WRITTEN EXERCISE → Start at the top of the records and, please, print each line exactly through the line that contains "export default App;", leaving out all pictures.
::::::::::
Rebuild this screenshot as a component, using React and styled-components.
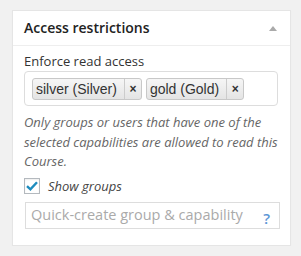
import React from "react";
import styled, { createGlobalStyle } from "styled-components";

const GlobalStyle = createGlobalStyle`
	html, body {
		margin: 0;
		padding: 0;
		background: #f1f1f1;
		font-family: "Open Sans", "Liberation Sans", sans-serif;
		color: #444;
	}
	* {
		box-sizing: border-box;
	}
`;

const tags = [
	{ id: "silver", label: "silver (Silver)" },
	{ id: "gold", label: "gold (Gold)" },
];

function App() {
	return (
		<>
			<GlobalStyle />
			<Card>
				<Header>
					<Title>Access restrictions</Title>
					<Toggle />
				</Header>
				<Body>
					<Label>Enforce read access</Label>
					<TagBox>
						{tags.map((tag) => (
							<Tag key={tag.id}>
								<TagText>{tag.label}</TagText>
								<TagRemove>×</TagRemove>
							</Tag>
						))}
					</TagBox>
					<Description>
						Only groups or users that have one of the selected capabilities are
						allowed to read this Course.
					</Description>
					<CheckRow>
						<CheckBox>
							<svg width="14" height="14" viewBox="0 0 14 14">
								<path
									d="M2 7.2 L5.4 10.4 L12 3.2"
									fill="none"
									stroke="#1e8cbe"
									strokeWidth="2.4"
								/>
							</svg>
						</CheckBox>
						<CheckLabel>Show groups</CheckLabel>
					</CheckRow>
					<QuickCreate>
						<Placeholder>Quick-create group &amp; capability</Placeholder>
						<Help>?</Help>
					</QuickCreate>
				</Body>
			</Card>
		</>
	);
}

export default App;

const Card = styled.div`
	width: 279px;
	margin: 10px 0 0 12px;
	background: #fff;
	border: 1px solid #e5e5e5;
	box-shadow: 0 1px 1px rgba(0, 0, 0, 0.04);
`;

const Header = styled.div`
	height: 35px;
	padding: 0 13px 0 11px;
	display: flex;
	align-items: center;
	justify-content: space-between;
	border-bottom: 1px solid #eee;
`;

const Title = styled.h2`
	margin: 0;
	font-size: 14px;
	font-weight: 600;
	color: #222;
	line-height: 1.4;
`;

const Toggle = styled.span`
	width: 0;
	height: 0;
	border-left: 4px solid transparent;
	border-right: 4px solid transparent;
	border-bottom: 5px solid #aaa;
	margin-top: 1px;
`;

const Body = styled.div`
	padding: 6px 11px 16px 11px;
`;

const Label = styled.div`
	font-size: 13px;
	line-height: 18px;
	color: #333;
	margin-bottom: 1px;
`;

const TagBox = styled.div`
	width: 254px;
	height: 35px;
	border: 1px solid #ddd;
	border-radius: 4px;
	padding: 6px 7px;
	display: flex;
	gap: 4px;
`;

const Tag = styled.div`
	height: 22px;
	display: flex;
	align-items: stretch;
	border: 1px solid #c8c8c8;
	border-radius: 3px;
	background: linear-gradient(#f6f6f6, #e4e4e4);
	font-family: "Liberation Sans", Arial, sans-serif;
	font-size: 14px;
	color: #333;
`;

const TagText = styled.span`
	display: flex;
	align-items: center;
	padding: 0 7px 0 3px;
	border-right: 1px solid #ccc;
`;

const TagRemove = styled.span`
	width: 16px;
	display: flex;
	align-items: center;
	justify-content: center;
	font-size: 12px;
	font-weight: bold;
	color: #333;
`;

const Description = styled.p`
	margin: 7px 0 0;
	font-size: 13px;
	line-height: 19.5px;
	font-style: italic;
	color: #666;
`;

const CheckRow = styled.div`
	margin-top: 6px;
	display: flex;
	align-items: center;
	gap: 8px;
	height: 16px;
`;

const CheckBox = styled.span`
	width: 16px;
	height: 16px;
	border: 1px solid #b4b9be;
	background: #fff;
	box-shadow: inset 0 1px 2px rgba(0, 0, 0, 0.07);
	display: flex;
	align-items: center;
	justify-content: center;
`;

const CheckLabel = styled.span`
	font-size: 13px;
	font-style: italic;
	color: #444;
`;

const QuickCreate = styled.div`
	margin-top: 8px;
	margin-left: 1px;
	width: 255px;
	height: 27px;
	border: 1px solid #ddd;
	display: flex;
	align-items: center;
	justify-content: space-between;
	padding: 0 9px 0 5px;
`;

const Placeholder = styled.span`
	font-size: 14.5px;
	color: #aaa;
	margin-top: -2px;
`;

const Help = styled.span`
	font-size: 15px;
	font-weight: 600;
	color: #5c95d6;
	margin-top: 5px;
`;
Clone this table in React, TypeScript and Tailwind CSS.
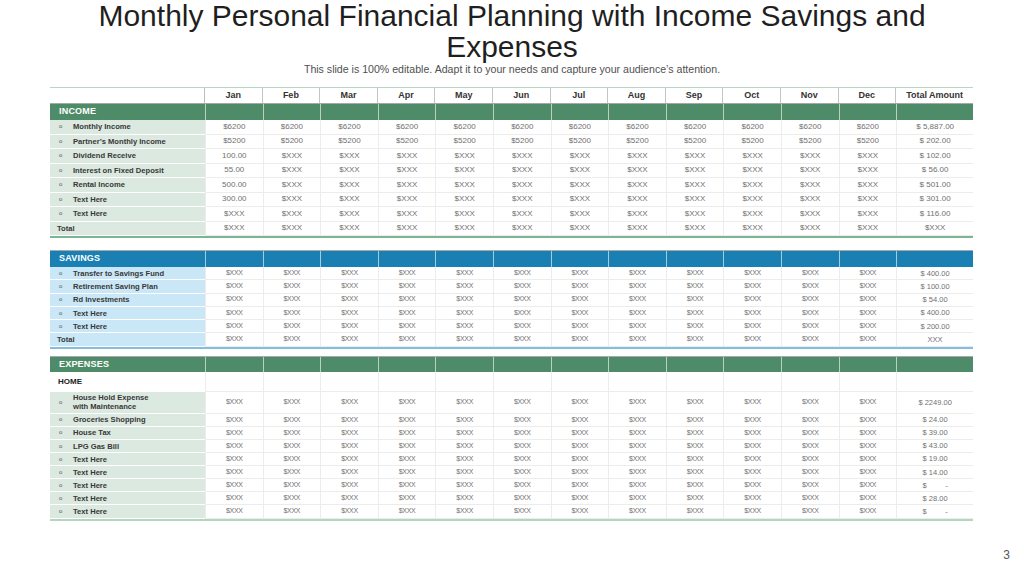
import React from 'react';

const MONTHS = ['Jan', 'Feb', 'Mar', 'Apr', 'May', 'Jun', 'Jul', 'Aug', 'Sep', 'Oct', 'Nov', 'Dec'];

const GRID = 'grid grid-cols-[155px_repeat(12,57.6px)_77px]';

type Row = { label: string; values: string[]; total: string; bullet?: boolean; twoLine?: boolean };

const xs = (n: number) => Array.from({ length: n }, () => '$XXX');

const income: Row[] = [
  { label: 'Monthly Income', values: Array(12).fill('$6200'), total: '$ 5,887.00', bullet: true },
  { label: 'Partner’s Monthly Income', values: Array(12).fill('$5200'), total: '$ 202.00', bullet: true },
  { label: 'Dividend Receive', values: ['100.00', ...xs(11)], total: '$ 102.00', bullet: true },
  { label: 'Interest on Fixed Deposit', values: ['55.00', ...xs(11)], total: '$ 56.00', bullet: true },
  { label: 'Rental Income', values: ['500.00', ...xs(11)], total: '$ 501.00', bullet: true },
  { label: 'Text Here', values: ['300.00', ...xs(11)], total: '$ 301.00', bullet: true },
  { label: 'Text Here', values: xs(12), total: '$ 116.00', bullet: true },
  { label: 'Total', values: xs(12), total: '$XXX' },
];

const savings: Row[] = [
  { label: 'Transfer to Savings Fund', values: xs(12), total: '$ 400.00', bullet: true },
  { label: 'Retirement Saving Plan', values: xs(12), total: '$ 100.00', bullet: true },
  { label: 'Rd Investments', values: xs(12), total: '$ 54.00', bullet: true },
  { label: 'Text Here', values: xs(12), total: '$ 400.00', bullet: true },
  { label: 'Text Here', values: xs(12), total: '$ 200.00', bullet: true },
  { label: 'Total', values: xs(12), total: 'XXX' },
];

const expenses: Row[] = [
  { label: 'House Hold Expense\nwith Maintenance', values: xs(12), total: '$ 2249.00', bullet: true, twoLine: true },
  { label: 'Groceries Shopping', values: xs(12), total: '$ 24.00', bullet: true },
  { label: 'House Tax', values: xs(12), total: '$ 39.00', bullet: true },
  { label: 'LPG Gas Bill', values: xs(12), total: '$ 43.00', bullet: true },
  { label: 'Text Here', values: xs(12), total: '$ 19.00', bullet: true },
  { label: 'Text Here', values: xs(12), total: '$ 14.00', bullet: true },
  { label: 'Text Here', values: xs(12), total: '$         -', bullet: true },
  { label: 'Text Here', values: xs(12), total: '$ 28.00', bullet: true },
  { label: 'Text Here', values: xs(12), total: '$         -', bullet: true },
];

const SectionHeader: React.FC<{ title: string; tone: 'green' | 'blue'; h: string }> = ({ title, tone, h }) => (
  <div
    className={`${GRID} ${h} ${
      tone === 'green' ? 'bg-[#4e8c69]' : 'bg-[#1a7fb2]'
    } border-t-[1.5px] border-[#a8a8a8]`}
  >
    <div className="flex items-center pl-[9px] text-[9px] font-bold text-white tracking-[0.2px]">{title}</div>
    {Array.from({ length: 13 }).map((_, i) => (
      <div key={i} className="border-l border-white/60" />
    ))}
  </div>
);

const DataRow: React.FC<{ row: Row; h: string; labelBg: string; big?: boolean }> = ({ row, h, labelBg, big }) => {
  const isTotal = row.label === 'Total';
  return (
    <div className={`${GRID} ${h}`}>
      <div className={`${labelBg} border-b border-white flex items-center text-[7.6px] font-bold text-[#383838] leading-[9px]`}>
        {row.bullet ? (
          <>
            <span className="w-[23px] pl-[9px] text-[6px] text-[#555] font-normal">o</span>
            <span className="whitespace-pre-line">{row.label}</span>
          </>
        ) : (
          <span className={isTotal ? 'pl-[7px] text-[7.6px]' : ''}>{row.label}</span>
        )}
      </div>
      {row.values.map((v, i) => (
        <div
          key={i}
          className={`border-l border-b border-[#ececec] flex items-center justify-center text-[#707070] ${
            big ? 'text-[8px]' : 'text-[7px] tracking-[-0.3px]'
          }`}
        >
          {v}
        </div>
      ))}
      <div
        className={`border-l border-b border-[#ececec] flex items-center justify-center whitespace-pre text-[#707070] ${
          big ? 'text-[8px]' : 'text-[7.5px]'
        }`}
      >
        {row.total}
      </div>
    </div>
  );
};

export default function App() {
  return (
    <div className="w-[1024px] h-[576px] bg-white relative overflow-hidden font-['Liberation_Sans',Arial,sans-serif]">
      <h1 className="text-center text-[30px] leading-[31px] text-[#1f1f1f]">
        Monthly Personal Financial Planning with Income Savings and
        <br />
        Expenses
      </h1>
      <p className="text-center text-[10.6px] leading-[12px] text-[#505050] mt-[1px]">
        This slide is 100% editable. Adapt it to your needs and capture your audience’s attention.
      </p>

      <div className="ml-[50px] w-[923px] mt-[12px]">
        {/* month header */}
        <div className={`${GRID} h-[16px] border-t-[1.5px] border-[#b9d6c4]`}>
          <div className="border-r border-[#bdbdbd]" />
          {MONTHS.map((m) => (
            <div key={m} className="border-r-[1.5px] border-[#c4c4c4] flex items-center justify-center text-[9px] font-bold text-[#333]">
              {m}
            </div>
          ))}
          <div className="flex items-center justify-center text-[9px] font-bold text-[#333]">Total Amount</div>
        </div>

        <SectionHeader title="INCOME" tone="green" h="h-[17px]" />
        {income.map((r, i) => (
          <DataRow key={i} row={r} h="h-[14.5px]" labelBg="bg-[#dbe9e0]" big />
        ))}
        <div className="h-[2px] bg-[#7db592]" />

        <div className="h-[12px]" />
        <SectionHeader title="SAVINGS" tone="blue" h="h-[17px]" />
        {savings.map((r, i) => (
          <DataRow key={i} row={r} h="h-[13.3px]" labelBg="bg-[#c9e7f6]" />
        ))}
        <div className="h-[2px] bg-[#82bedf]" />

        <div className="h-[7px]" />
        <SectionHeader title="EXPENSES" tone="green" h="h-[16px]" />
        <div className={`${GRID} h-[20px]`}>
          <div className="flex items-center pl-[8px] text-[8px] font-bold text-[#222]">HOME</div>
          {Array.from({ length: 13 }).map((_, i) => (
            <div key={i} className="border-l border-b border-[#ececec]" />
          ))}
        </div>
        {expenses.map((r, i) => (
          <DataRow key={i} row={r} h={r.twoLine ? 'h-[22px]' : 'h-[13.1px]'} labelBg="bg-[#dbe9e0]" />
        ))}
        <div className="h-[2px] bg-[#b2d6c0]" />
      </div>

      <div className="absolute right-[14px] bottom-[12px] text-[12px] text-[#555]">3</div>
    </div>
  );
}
::::::::::
RESULT OF THE EXERCISE →
Rebuild this screenshot as a component, using React and styled-components.
import React from "react";
import styled, { createGlobalStyle } from "styled-components";

const GlobalStyle = createGlobalStyle`
	html, body {
		margin: 0;
		padding: 0;
		background: #f1f1f1;
		font-family: "Open Sans", "Liberation Sans", sans-serif;
		color: #444;
	}
	* {
		box-sizing: border-box;
	}
`;

const tags = [
	{ id: "silver", label: "silver (Silver)" },
	{ id: "gold", label: "gold (Gold)" },
];

function App() {
	return (
		<>
			<GlobalStyle />
			<Card>
				<Header>
					<Title>Access restrictions</Title>
					<Toggle />
				</Header>
				<Body>
					<Label>Enforce read access</Label>
					<TagBox>
						{tags.map((tag) => (
							<Tag key={tag.id}>
								<TagText>{tag.label}</TagText>
								<TagRemove>×</TagRemove>
							</Tag>
						))}
					</TagBox>
					<Description>
						Only groups or users that have one of the selected capabilities are
						allowed to read this Course.
					</Description>
					<CheckRow>
						<CheckBox>
							<svg width="14" height="14" viewBox="0 0 14 14">
								<path
									d="M2 7.2 L5.4 10.4 L12 3.2"
									fill="none"
									stroke="#1e8cbe"
									strokeWidth="2.4"
								/>
							</svg>
						</CheckBox>
						<CheckLabel>Show groups</CheckLabel>
					</CheckRow>
					<QuickCreate>
						<Placeholder>Quick-create group &amp; capability</Placeholder>
						<Help>?</Help>
					</QuickCreate>
				</Body>
			</Card>
		</>
	);
}

export default App;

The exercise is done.